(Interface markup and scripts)
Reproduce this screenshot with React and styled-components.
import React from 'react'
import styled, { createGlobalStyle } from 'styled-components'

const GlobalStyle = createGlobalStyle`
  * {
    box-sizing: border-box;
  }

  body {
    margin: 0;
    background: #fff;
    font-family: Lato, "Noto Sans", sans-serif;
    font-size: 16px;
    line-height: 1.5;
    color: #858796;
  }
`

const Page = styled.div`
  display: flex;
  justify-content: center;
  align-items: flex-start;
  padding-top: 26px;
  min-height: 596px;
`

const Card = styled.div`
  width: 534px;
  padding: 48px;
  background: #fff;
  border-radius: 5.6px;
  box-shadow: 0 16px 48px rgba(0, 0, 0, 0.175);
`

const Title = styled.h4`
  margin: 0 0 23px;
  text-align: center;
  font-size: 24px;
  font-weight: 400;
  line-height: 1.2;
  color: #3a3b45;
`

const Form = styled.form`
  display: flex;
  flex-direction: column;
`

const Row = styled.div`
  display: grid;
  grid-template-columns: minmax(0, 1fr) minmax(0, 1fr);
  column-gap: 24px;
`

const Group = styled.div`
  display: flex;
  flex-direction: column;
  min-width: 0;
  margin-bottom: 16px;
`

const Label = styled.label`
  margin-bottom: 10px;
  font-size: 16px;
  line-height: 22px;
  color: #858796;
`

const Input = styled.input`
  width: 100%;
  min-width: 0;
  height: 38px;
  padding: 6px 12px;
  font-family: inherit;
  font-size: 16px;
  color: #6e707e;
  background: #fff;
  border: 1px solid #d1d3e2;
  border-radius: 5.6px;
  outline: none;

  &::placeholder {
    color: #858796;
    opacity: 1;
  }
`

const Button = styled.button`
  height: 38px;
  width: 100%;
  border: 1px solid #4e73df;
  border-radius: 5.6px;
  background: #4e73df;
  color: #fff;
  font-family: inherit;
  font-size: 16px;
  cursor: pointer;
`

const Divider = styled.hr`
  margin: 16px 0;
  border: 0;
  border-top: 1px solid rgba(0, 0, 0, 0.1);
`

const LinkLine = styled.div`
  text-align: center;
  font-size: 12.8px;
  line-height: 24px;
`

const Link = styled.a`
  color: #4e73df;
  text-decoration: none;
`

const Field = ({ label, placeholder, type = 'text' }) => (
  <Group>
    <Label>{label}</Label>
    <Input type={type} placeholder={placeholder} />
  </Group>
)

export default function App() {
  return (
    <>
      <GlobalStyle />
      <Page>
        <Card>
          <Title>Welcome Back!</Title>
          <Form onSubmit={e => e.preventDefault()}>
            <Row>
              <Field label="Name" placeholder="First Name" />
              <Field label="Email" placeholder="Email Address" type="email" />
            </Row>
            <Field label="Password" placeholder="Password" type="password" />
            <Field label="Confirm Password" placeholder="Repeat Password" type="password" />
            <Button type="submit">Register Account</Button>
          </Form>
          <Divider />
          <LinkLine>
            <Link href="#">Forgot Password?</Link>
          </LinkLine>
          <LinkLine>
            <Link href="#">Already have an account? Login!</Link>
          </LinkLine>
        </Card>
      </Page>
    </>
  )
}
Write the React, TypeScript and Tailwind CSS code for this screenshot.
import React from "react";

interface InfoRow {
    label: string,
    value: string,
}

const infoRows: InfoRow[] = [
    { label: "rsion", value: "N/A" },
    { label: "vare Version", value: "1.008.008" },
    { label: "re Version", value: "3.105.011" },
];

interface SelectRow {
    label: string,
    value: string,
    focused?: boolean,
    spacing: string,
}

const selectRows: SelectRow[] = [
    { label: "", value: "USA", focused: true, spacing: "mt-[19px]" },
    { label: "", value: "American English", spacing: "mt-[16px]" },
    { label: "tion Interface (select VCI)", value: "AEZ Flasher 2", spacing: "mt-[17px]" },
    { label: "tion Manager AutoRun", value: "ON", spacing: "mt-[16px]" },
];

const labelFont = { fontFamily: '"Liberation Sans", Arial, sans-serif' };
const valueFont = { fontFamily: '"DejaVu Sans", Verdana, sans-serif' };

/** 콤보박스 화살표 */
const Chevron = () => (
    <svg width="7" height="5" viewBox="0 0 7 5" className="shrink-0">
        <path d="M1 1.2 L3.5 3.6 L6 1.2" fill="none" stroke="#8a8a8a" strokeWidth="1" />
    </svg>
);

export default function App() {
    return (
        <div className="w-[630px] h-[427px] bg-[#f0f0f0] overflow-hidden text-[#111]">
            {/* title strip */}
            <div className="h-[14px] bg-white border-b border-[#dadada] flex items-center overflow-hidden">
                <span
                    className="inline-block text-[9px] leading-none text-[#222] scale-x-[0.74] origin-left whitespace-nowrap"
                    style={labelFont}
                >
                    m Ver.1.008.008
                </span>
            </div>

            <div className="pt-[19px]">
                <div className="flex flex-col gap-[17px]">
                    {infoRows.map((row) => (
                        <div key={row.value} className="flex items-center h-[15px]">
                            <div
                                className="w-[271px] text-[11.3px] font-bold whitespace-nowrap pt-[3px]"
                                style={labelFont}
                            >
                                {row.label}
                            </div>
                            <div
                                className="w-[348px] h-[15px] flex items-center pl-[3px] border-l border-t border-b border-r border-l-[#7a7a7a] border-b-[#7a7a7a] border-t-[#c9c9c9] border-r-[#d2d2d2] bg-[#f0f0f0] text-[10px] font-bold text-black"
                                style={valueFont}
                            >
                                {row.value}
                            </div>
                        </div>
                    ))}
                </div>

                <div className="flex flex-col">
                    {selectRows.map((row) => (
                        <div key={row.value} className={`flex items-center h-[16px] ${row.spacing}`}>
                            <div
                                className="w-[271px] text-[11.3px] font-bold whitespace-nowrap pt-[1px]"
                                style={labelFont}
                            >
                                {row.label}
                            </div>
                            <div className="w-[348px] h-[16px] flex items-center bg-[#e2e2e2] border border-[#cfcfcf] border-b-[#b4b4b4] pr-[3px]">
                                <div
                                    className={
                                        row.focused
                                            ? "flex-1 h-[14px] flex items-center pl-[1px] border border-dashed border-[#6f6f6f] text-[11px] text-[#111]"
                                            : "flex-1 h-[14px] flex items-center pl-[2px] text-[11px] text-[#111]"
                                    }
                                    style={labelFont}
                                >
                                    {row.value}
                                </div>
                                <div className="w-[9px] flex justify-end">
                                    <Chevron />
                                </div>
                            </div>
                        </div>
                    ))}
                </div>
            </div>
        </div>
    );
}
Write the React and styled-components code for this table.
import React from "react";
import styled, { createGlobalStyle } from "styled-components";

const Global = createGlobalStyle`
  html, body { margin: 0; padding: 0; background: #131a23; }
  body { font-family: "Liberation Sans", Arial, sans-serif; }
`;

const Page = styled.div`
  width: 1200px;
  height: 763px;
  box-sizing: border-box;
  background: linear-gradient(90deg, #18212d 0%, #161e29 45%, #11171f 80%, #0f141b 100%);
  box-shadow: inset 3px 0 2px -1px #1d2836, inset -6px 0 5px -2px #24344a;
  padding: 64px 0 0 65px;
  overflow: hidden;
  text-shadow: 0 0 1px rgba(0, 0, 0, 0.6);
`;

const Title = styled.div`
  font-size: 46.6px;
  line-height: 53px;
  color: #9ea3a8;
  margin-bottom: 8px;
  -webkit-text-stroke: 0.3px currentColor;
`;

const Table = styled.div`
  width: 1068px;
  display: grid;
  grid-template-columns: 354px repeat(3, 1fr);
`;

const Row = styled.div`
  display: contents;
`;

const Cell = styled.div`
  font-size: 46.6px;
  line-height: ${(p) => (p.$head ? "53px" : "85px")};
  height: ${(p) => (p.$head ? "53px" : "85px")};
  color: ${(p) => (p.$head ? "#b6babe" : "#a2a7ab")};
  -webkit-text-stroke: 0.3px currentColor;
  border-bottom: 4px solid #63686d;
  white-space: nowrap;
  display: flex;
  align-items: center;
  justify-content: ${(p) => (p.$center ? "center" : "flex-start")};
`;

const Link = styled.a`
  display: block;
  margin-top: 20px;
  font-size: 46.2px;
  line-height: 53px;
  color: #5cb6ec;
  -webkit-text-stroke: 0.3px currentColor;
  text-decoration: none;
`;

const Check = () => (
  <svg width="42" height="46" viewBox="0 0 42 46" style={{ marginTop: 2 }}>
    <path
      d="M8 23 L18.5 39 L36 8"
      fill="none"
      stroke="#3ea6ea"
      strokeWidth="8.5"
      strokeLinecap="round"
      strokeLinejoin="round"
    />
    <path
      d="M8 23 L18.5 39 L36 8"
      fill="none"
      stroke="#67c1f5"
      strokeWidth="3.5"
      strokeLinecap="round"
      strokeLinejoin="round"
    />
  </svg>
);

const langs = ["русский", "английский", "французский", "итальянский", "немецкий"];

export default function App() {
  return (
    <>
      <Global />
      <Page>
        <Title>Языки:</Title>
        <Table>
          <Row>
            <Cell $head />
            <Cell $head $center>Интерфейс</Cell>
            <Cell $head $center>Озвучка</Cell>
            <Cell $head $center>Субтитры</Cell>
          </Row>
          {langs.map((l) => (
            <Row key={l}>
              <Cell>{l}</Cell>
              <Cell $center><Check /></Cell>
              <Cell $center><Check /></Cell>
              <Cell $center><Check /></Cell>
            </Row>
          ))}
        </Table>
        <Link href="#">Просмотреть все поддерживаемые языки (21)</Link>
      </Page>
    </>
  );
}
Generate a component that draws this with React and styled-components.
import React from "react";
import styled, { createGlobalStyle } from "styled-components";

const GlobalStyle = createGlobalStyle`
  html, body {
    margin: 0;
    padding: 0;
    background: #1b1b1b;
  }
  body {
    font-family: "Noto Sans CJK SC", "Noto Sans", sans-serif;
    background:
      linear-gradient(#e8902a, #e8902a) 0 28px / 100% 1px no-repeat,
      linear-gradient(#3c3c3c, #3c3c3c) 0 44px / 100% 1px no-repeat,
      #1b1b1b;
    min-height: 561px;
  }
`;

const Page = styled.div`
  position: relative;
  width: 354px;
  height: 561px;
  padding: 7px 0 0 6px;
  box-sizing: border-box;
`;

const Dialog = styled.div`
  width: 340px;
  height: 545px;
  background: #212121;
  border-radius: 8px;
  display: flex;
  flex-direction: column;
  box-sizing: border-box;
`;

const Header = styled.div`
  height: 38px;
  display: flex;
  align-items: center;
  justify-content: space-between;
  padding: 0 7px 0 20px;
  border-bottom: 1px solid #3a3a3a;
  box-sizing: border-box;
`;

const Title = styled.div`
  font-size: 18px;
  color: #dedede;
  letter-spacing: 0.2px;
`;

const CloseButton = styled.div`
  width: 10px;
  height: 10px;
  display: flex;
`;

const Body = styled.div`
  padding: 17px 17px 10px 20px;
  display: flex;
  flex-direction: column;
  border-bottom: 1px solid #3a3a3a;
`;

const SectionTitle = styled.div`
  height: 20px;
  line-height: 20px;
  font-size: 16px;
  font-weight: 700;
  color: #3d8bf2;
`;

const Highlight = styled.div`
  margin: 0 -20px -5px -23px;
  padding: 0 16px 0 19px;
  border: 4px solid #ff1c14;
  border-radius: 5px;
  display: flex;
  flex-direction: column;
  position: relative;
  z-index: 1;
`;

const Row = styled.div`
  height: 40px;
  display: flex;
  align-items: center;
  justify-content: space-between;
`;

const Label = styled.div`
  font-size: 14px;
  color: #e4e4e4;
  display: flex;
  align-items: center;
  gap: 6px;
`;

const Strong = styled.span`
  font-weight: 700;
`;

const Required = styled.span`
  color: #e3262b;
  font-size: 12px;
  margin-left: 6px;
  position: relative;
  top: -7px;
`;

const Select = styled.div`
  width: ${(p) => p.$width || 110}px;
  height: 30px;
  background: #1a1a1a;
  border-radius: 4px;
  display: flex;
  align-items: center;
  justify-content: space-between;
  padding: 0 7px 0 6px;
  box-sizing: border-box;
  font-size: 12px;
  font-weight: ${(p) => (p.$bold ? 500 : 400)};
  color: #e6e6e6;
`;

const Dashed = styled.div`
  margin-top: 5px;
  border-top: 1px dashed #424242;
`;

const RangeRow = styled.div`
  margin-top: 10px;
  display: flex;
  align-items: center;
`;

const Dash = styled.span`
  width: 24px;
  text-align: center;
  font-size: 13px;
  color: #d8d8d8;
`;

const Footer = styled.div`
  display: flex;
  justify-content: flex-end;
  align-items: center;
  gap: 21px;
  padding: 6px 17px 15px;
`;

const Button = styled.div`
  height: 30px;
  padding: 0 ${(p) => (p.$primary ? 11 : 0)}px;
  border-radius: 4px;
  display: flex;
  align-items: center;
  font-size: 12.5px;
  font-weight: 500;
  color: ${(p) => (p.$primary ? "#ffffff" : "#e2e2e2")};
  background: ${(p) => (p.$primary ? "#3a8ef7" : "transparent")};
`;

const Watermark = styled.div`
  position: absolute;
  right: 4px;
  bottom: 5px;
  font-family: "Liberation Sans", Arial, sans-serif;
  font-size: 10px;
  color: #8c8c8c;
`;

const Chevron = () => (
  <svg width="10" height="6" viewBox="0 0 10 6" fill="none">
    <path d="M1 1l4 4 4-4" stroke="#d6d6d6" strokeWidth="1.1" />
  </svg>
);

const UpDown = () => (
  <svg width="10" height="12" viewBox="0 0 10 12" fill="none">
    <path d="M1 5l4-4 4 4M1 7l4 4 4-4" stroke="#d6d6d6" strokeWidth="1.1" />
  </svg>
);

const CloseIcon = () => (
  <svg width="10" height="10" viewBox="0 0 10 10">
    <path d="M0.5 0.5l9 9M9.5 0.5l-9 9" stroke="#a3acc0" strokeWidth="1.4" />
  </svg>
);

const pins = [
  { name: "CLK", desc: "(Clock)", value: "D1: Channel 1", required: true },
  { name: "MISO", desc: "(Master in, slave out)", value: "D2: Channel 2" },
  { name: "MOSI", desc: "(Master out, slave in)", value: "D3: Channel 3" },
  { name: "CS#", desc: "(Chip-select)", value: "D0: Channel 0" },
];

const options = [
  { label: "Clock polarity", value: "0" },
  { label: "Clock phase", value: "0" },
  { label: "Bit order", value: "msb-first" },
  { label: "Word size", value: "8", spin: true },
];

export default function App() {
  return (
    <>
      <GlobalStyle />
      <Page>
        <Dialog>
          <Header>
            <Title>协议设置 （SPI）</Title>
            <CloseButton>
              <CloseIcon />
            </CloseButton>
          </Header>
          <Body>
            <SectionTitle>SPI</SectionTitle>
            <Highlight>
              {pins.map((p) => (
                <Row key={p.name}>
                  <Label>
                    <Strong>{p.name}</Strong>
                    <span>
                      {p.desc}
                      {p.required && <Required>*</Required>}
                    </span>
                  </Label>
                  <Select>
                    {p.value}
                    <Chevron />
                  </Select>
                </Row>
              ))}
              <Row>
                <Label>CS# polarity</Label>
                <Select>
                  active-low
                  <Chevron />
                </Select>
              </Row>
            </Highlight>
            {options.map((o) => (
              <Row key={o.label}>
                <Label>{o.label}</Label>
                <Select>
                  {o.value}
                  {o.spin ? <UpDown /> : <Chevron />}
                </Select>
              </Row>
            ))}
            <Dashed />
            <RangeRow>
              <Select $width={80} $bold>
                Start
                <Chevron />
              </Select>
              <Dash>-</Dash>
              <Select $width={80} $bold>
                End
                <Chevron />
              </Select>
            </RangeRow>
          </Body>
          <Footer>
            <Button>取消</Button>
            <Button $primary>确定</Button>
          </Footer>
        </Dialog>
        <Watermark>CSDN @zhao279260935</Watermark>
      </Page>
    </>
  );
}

* **TO BE DONE**: Count the lines in the material above where the string "Write" appears, then state only that count.

* **SOLUTION TO THIS TASK**: 2